The meta-metric: replacement rate

There's one metric that sits above the framework: replacement rate. Of all the work your users do, what percentage has been replaced by AI?

Replacement rate is the ultimate measure of an AI product's value. A product with 50+ AI features but a 5% replacement rate has built a lot of AI and delivered little value. A product with 3 AI features and a 40% replacement rate has transformed how its users work.

This is the metric your board should care about. Not "how many AI features did we ship" (vanity). Not "what's our AI feature adoption rate" (incomplete). But "how much of the work that humans used to do is now done by AI, reliably, at lower cost?"

If you can't answer that question with a number, you don't know whether your AI investment is paying off.

Frequently Asked Questions

How do you establish baselines for AI metrics when you don't have historical data?

Start measuring before the AI feature launches. Track the human-driven baseline: how many tasks per hour, what error rates, what cost per task. Then launch the AI and measure the same metrics. The delta between human baseline and AI performance is your ROI story. Without the baseline, you can't prove the AI feature created value.

What sample size do you need for reliable AI quality metrics?

For accuracy measurements, 200 to 500 evaluated outputs give you statistically meaningful results for most use cases.

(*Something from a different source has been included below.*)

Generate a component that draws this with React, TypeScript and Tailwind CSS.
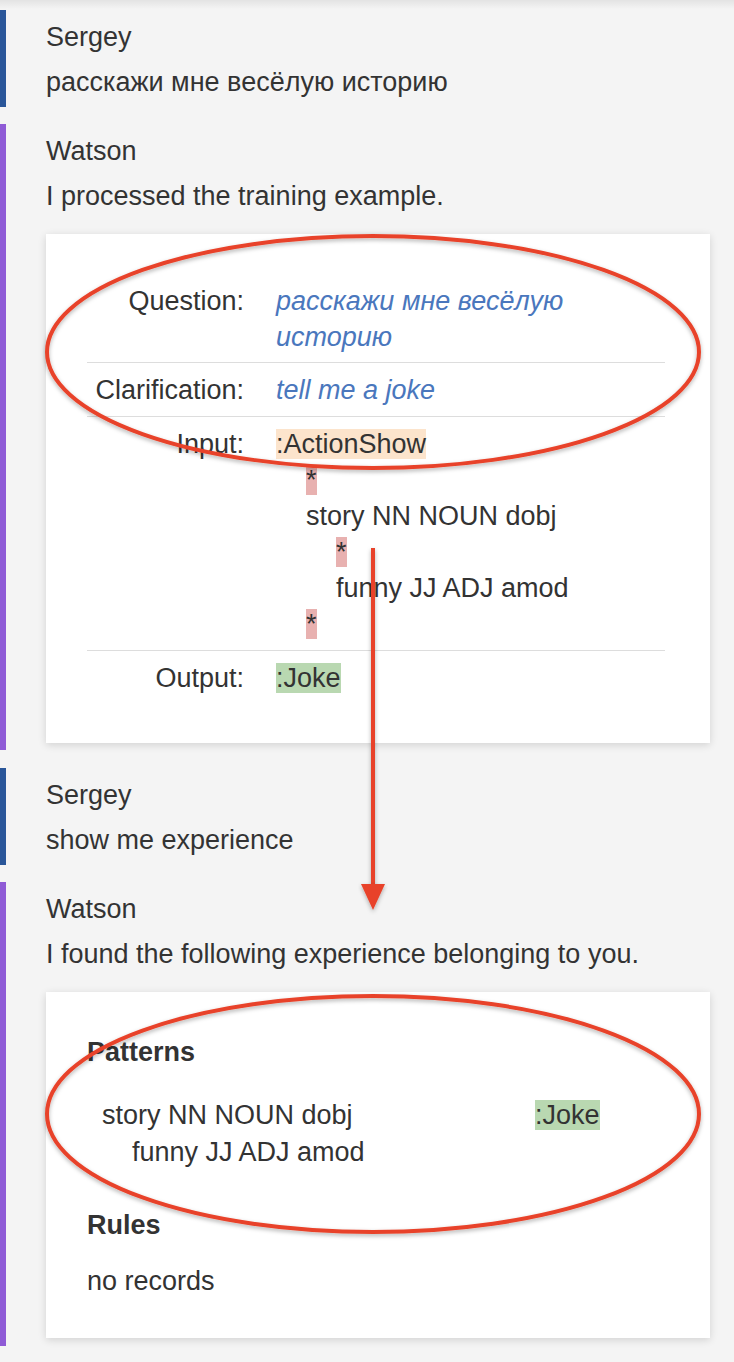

For confidence calibration, you need more (1,000+) because you're measuring the relationship between predicted confidence and actual accuracy across the distribution. For regression detection, continuous sampling at 5% to 10% of production volume is a reasonable starting point. Scale up if you detect anomalies.

How do you handle metrics for AI features where the output quality is subjective?

For subjective outputs (generated text, creative content, recommendations), use human evaluation on a rubric. Define 3 to 5 quality dimensions (accuracy, relevance, tone, completeness) and score each on a 1 to 5 scale. Average across evaluators. Track the distribution, not just the mean. A mean score of 3.5 could mean "consistently adequate" or "half brilliant, half terrible." The distribution tells you which.